As I reached in my pocket, I had the sudden realization that I had forgotten my wallet!
Luckily I have a mobile wallet, that not only works on any digital payment system, but also works on older credit card machines that are only capable of reading a magnetic strip from a credit card! I simply told my server I would have to walk up to the cash register and use my phone to pay the bill.
The server looked at me with a blank stare, stating, “I don’t think our system is capable of using your phone to pay your bill.”
I asked if they could request their manager for me to try anyway, despite the servers’ skepticism.
Walking over to the register, which was equipped with a computer screen which included a credit card attachment, I asked if they would proceed as if I was paying with a credit card, and placed my phone close to the credit card reader. To the managers surprise, a receipt began to immediately print out as if they had swiped a credit/debit card through their machine!
Smiling contently, I signed my copy of my receipt and explained that some smartphones have a digital payment system that can work anywhere, not just on the NFC readers you may see at your local retail store such as Macy’s or Walgreen’s.
How does this amazing feature work? It’s not the software on your phone, but rather some nifty hardware already installed in newer phones. My hope is that this information will give you a bit more of an understanding of how these types of payment systems work and for which phones.
A Brief History
From tap to pay credit cards, to wireless cell phones. The way we pay for things has changed over the last decade. With the help of technology that’s been around for quite some time, we are able to pay faster and easier. No more swiping a card or faulty magnetic strips on our cards.
With Near Field Communications (NFC), or radio communication between two devices, our payments can be made more securely and easily. It started in 2007 when credit card manufacturers began making their cards with security chips that most of the world have already started using. Then progressing to adding an NFC chip inside the card, where card users could simply place their card over the credit card terminal with the NFC symbol on it.
Building on this idea, Google, Apple, Samsung, and other companies created peer-to-peer payment services. This meant that you can send and receive money from people from a mobile device or computer without being charged for it. Think PayPal.
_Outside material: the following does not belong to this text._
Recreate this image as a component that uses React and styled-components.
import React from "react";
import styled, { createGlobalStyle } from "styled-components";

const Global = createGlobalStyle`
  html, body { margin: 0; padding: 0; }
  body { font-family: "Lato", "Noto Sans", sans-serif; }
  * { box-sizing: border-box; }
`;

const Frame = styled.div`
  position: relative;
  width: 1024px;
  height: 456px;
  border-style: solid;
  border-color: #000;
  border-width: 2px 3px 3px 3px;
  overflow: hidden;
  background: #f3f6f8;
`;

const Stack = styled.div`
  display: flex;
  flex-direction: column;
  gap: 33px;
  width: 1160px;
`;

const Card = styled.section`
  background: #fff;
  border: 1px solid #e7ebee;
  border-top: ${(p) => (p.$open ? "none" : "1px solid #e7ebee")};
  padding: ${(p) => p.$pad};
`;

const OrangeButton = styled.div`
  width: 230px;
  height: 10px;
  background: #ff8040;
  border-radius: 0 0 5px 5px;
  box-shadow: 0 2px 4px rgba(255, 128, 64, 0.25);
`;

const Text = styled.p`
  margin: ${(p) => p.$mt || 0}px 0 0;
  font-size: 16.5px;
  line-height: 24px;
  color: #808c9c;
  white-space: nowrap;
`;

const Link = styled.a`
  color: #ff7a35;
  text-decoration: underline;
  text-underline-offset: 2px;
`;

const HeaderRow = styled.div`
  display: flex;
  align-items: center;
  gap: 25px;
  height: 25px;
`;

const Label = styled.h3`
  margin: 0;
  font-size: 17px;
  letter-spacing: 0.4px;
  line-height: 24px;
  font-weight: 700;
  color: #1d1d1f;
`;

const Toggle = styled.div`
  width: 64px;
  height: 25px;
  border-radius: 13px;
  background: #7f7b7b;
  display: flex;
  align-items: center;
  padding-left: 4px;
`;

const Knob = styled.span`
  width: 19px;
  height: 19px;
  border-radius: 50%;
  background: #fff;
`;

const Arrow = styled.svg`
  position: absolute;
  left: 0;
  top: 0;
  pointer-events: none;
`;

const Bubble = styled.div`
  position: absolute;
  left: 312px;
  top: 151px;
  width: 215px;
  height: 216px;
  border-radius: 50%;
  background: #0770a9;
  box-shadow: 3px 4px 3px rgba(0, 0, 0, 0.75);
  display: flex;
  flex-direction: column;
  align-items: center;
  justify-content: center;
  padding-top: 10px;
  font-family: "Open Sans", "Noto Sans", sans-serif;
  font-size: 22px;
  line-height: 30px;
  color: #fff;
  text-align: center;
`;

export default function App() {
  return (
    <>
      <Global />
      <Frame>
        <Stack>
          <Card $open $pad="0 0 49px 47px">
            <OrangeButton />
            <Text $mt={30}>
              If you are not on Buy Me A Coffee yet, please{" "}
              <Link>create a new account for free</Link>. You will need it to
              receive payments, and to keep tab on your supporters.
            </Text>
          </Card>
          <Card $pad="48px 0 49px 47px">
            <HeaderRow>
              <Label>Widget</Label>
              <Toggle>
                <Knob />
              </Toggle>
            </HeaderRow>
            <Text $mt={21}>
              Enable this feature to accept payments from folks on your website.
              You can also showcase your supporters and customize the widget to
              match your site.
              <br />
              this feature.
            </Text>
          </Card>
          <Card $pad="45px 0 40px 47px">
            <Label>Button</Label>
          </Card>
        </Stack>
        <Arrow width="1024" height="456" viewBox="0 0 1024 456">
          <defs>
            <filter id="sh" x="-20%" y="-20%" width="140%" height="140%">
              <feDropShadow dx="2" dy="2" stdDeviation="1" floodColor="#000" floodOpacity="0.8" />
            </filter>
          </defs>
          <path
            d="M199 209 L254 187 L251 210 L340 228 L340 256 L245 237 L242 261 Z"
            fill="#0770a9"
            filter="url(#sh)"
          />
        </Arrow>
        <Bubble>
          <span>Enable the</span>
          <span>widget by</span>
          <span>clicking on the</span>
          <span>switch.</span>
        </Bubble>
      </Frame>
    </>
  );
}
Eventually this system would be integrated into apps within their mobile devices, allowing users to make purchases by what we now refer to as tap to pay, or point-of-sale purchases. There are currently three mainstream digital payment systems that are used on our phones.
#1 Android Pay
Android Pay is only available to Android users, and is the successor to Google Wallet. Originally, the Google Wallet app was used to exchange money from one person to another (peer-to-peer payment), just as PayPal does, on top of being able to use it as a form of digital payment through NFC featured credit card machines. NFC credit card machines are those that have been updated with the tap-to-pay feature, that is usually indicated by the NFC symbol (those bunch of wavy lines that increase in length as seen below).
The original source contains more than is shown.